Par une décision de ce jour, mercredi 13 mai 2020, la Cour de cassation vient d’ouvrir la voie à une possible inconstitutionnalité du délit de violation du confinement en vigueur en France du mois de mars au 11 mai 2020, en transmettant une question prioritaire de constitutionnalité (QPC) au Conseil constitutionnel.
Rappelons que ce délit constitué, selon l’article L. 3136-1 du Code de la santé publique, par la verbalisation du prévenu « à plus de trois reprises dans un délai de trente jours », est tout de même passible des peines de « six mois d’emprisonnement et de 3 750 € d’amende ainsi que de la peine complémentaire de travail d’intérêt général (…) et de la peine complémentaire de suspension, pour une durée de trois ans au plus, du permis de conduire lorsque l’infraction a été commise à l’aide d’un véhicule ».
Une paille donc…
Le problème, c’est que ce délit est constitué par la constatation d’une succession de contraventions elles-mêmes constituées par la violation d’obligations qui ne sont pas clairement définies par la loi, en possible violation donc du principe constitutionnel de légalité des délits et des peines…
Si les obligations imposées par le confinement, dont la violation est constitutive d’une contravention, ne sont pas clairement définies par la loi, alors par ricochet le délit constitué par la succession de ces contraventions sanctionne des obligations qui ne sont pas non plus clairement définies.

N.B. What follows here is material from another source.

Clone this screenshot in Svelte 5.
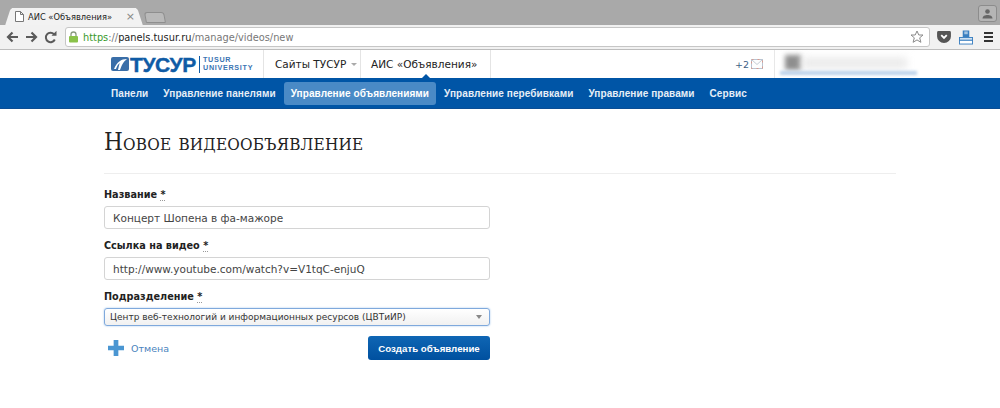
<script>
  const nav = ['Панели', 'Управление панелями', 'Управление объявлениями', 'Управление перебивками', 'Управление правами', 'Сервис'];
  const activeNav = 'Управление объявлениями';
</script>

<div class="page">
  <div class="tabstrip">
    <div class="tab">
      <svg class="fav" width="9" height="11" viewBox="0 0 9 11"><path d="M.5.5h5l3 3v7h-8z M5.500.5v3h3" fill="#fff" stroke="#777"/></svg>
      <span class="tabtitle">АИС «Объявления»</span>
      <span class="tabclose">×</span>
    </div>
    <div class="newtab"></div>
    <div class="spacer"></div>
    <div class="profile">
      <svg width="11" height="10" viewBox="0 0 11 10"><circle cx="5.500" cy="2.500" r="2.300" fill="#666"/><path d="M.5 9.500c0-2.500 2.500-3.500 5-3.500s5 1 5 3.500z" fill="#666"/></svg>
    </div>
  </div>

  <div class="toolbar">
    <svg class="navicon" width="13" height="12" viewBox="0 0 13 12"><path d="M12 6H2.500M6.500 1.500 2 6l4.500 4.500" fill="none" stroke="#5a5a5a" stroke-width="2.200"/></svg>
    <svg class="navicon" width="13" height="12" viewBox="0 0 13 12"><path d="M1 6h9.500M6.500 1.500 11 6l-4.500 4.500" fill="none" stroke="#5a5a5a" stroke-width="2.200"/></svg>
    <svg class="navicon" width="13" height="13" viewBox="0 0 13 13"><path d="M10.800 8.500A4.700 4.700 0 1 1 10 3.200" fill="none" stroke="#5a5a5a" stroke-width="2"/><path d="M7.500 4.800h5v-5z" fill="#5a5a5a"/></svg>
    <div class="omnibox">
      <svg class="lock" width="9" height="12" viewBox="0 0 9 12"><path d="M2 5.500V3.500a2.500 2.500 0 0 1 5 0v2" fill="none" stroke="#8a9a80" stroke-width="1.300"/><rect x="0" y="5" width="9" height="6.500" rx="1" fill="#8ac24a"/></svg>
      <span class="url"><span class="https">https</span><span class="scheme">://</span><span class="host">panels.tusur.ru</span><span class="scheme">/manage/videos/new</span></span>
      <svg class="star" width="14" height="14" viewBox="0 0 14 14"><path d="M7 1l1.800 4h4.200l-3.300 2.800 1.200 4.500L7 9.900l-3.900 2.400 1.200-4.500L1 5h4.200z" fill="#fff" stroke="#8a8a8a"/></svg>
    </div>
    <div class="exts">
      <svg width="14" height="12" viewBox="0 0 15 13"><path d="M1.500 0h12A1.500 1.500 0 0 1 15 1.500V6a7.500 7 0 0 1-15 0V1.500A1.500 1.500 0 0 1 1.500 0z" fill="#555"/><path d="M4.500 4.500 7.500 7.500l3-3" fill="none" stroke="#fff" stroke-width="2"/></svg>
      <svg width="14" height="15" viewBox="0 0 15 15"><rect x="4" y="0" width="7" height="7" fill="#3a7fc0"/><rect x="6" y="1" width="1" height="3" fill="#fff"/><rect x="8" y="1" width="1" height="3" fill="#fff"/><rect x=".5" y="7.500" width="14" height="3" fill="#cfe0f0" stroke="#3a7fc0"/><rect x=".5" y="10.500" width="14" height="4" fill="#fff" stroke="#3a7fc0"/></svg>
      <div class="menu"><i></i><i></i><i></i></div>
    </div>
  </div>

  <header class="sitehead">
    <div class="brand">
      <svg class="emblem" width="18" height="16" viewBox="0 0 18 16"><rect x="0" y="1" width="18" height="14" rx="2" fill="#3a6ea8"/><path d="M3 13 C6 6 10 3 16 3 C12 6 11 9 9 14 L7 14 C8 10 8 8 9 7 C7 8 6 10 5 13z" fill="#fff"/></svg>
      <span class="wordmark">ТУСУР</span>
      <span class="uni">TUSUR<br />UNIVERSITY</span>
    </div>
    <div class="headtab sites">Сайты ТУСУР <span class="caret"></span></div>
    <div class="headtab current">АИС «Объявления»</div>
    <div class="spacer"></div>
    <div class="mail">+2
      <svg width="12" height="10" viewBox="0 0 12 10"><rect x=".5" y=".5" width="11" height="9" fill="#fdfdfd" stroke="#b8c4d2"/><rect x=".5" y=".5" width="11" height="9" fill="none" stroke="#d99a8e" stroke-dasharray="2 4"/><path d="M.5.5 6 5.500 11.500.5" fill="none" stroke="#c3cbd3"/></svg>
    </div>
    <div class="userbox">
      <div class="avatar"></div>
      <div class="username"></div>
      <div class="userline"></div>
    </div>
  </header>

  <nav class="mainnav">
    {#each nav as item}
      <a class="navitem" class:active={item === activeNav}>{item}</a>
    {/each}
  </nav>

  <main class="content">
    <h1>Новое видеообъявление</h1>
    <form>
      <label class="fieldlabel" for="name">Название <abbr>*</abbr></label>
      <input id="name" class="textinput" value="Концерт Шопена в фа-мажоре" />
      <label class="fieldlabel" for="link">Ссылка на видео <abbr>*</abbr></label>
      <input id="link" class="textinput" value="http://www.youtube.com/watch?v=V1tqC-enjuQ" />
      <label class="fieldlabel" for="dep">Подразделение <abbr>*</abbr></label>
      <div class="select" id="dep">
        <span>Центр веб-технологий и информационных ресурсов (ЦВТиИР)</span>
        <i></i>
      </div>
      <div class="actions">
        <svg class="plus" width="16" height="16" viewBox="0 0 17 17"><path d="M6 0h5v6h6v5h-6v6H6v-6H0V6h6z" fill="#4a96d2"/></svg>
        <a class="cancel">Отмена</a>
        <div class="spacer"></div>
        <button type="button" class="submit">Создать объявление</button>
      </div>
    </form>
  </main>
</div>

<style>
  :global(body) { margin: 0; background: #fff; }
  .page { width: 1000px; height: 408px; overflow: hidden; font-family: "DejaVu Sans", Verdana, sans-serif; color: #222; background: #fff; }
  .spacer { flex: 1; }

  .tabstrip { height: 25px; background: #a9a9a9; display: flex; align-items: flex-end; box-sizing: border-box; padding-left: 12px; position: relative; }
  .tab { width: 124px; height: 17px; background: #f2f2f2; display: flex; align-items: center; padding: 0 0 0 3px; box-sizing: border-box; position: relative; }
  .tab::before, .tab::after { content: ""; position: absolute; top: 0; bottom: 0; width: 10px; background: #f2f2f2; z-index: 0; }
  .tab::before { left: -4px; transform: skewX(-18deg); border-radius: 3px 0 0 0; }
  .tab::after { right: -4px; transform: skewX(18deg); border-radius: 0 3px 0 0; }
  .fav, .tabtitle, .tabclose { position: relative; z-index: 1; }
  .fav { margin-right: 4px; }
  .tabtitle { font: 8.300px "DejaVu Sans", sans-serif; color: #222; flex: 1; }
  .tabclose { font: 11px "DejaVu Sans", sans-serif; color: #888; margin-right: 1px; }
  .newtab { width: 20px; height: 11px; margin: 0 0 2px 9px; background: #b9b9b9; border: 1px solid #8e8e8e; border-radius: 3px 3px 1px 1px; box-sizing: border-box; transform: skewX(10deg); }
  .profile { width: 19px; height: 17px; box-sizing: border-box; border: 1px solid #8c8c8c; border-radius: 3px; background: #b5b5b5; margin: 0 3px 3px 0; display: flex; align-items: center; justify-content: center; }

  .toolbar { height: 25px; box-sizing: border-box; background: #f1f1f1; border-bottom: 1px solid #bdbdbd; display: flex; align-items: center; padding-left: 6px; }
  .navicon { margin-right: 6px; }
  .omnibox { margin-left: 2px; width: 865px; height: 20px; box-sizing: border-box; background: #fff; border: 1px solid #c6c6c6; border-radius: 3px; display: flex; align-items: center; padding: 0 5px 0 3px; }
  .lock { margin-right: 5px; }
  .url { font: 9.800px "DejaVu Sans", sans-serif; flex: 1; }
  .https { color: #3a9a2a; }
  .scheme { color: #777; }
  .host { color: #222; }
  .exts { display: flex; align-items: center; margin-left: 7px; }
  .exts svg:first-child { margin-right: 8px; }
  .exts svg:nth-child(2) { margin-right: 11px; }
  .menu { display: flex; flex-direction: column; gap: 2px; width: 9px; }
  .menu i { display: block; height: 2px; background: #333; }

  .sitehead { height: 28px; box-sizing: border-box; padding-left: 111px; display: flex; background: #fff; }
  .brand { width: 152px; border-right: 1px solid #e4e4e4; display: flex; align-items: center; color: #0f5ba5; }
  .emblem { margin-right: 1px; }
  .wordmark { font: bold 21px/17px "Liberation Sans", sans-serif; letter-spacing: -.4px; -webkit-text-stroke: .4px #0f5ba5; color: #0f5ba5; width: 69px; border-right: 1px solid #0f5ba5; height: 17px; display: block; }
  .uni { font: bold 7.200px/8px "Liberation Sans", sans-serif; letter-spacing: .7px; color: #3b74b2; margin-left: 3px; }
  .headtab { display: flex; align-items: center; font-size: 10.500px; color: #222; box-sizing: border-box; }
  .sites { width: 97px; padding-left: 11px; gap: 5px; border-right: 1px solid #e4e4e4; }
  .caret { width: 0; height: 0; border: 3px solid transparent; border-top-color: #aaa; border-bottom: 0; }
  .current { width: 130px; padding-left: 10px; border-right: 1px solid #e4e4e4; position: relative; }
  .current::after { content: ""; position: absolute; left: 61px; bottom: 0; width: 0; height: 0; border: 4px solid transparent; border-bottom-color: #0055a6; border-top: 0; }
  .mail { font-size: 9.500px; color: #3f5f86; display: flex; align-items: center; gap: 2px; margin-right: 11px; }
  .userbox { width: 225px; border-left: 1px solid #e8e8e8; position: relative; }
  .avatar { position: absolute; left: 10px; top: 5px; width: 16px; height: 15px; background: #8e8e8e; filter: blur(2.500px); }
  .username { position: absolute; left: 27px; top: 8px; width: 105px; height: 10px; background: #e8e8e8; filter: blur(4px); }
  .userline { position: absolute; left: 5px; top: 21px; width: 137px; height: 4px; background: #bcd2ea; filter: blur(1.500px); }

  .mainnav { height: 30px; background: #0055a6; display: flex; align-items: center; padding-left: 104px; gap: 1px; border-bottom: 1px solid #0a4d94; }
  .navitem { font: bold 10px/23px "Liberation Sans", sans-serif; letter-spacing: .08px; color: #e6eef7; padding: 0 7px; border-radius: 3px; height: 23px; }
  .active { background: #4a8ac6; color: #fff; }

  .content { margin: 0 104px; }
  h1 { margin: 0; padding: 21px 0 18px; border-bottom: 1px solid #eee; font: 400 24px/25px "DejaVu Serif Condensed", "DejaVu Serif", serif; font-variant: small-caps; letter-spacing: .2px; color: #222; }
  form { width: 386px; padding-top: 14px; display: flex; flex-direction: column; }
  .fieldlabel { font: bold 9.700px/14px "DejaVu Sans", sans-serif; color: #222; display: block; margin-bottom: 4px; }
  abbr { border-bottom: 1px dotted #999; text-decoration: none; }
  .textinput { height: 23px; box-sizing: border-box; border: 1px solid #d4d4d4; border-radius: 3px; padding: 0 8px; font: 10.500px "DejaVu Sans", sans-serif; color: #444; margin-bottom: 10px; outline: none; background: #fff; }
  .select { height: 18px; box-sizing: border-box; border: 1px solid #7fa9dc; border-radius: 3px; box-shadow: 0 0 2px #9cc0ea; font-size: 9px; color: #333; padding: 0 5px; display: flex; align-items: center; justify-content: space-between; background: linear-gradient(#fff, #f1f1f1); }
  .select i { width: 0; height: 0; border: 3px solid transparent; border-top: 4px solid #888; border-bottom: 0; margin-right: 2px; }
  .actions { display: flex; align-items: center; margin-top: 10px; padding-left: 4px; }
  .plus { margin-right: 7px; }
  .cancel { font-size: 9.500px; color: #4a83bd; }
  .submit { height: 24px; width: 122px; border: 0; border-radius: 3px; background: linear-gradient(#0f66b4, #00509f); color: #fff; font: bold 9.700px "Liberation Sans", sans-serif; padding: 0; }
</style>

Tel est, en résumé, le discours de la Cour de cassation dont la formulation exacte est la suivante:
« (…) le législateur a créé un délit caractérisé par la répétition de simples verbalisations réprimant la méconnaissance d’obligations ou d’interdictions dont le contenu pourrait n’être pas défini de manière suffisamment précise dans la loi qui renvoie à un décret du Premier ministre. »
La Cour de cassation juge ainsi sérieuse la QPC posée, et la renvoie au Conseil constitutionnel.
Si seul ce dernier est compétent pour se prononcer sur l’éventuelle inconstitutionnalité d’une loi, le renvoi (relativement rare) d’une QPC au Conseil constitutionnel par la Cour de cassation est à prendre très au sérieux en ce qu’il peut avoir une incidence tant sur la constitutionnalité du délit objet de la présente QPC que sur la légalité de la simple contravention pour violation des règles du confinement, puisque tant le délit que la contravention sont constitués par la violation des mêmes obligations dont la clareté est remise en cause.
Ce renvoi constitue donc le franchissement d’une étape indispensable ouvrant ainsi la voie au prononcé de l’éventuelle inconstitutionnalité de la disposition législative litigieuse.
Le Conseil constitutionnel se prononcera dans plusieurs semaines.
Affaire à suivre donc…
Gilles HAMADACHE
Bonjour Maître
Cela rejoint un peu ce qui s’est passé à Toulouse au mois d’avril ? Ou bien est-ce totalement différent ?
https://www.toulouseinfos.fr/actualites/societe/41722-toulouse-des-avocats-remettent-en-cause-la-legalite-du-confinement.html
C’est exactement ça. Plus exactement, il s’agit de l’étape supérieure, devant la cour de cassation. Prochaine étape donc: la décision du conseil constitutionnel.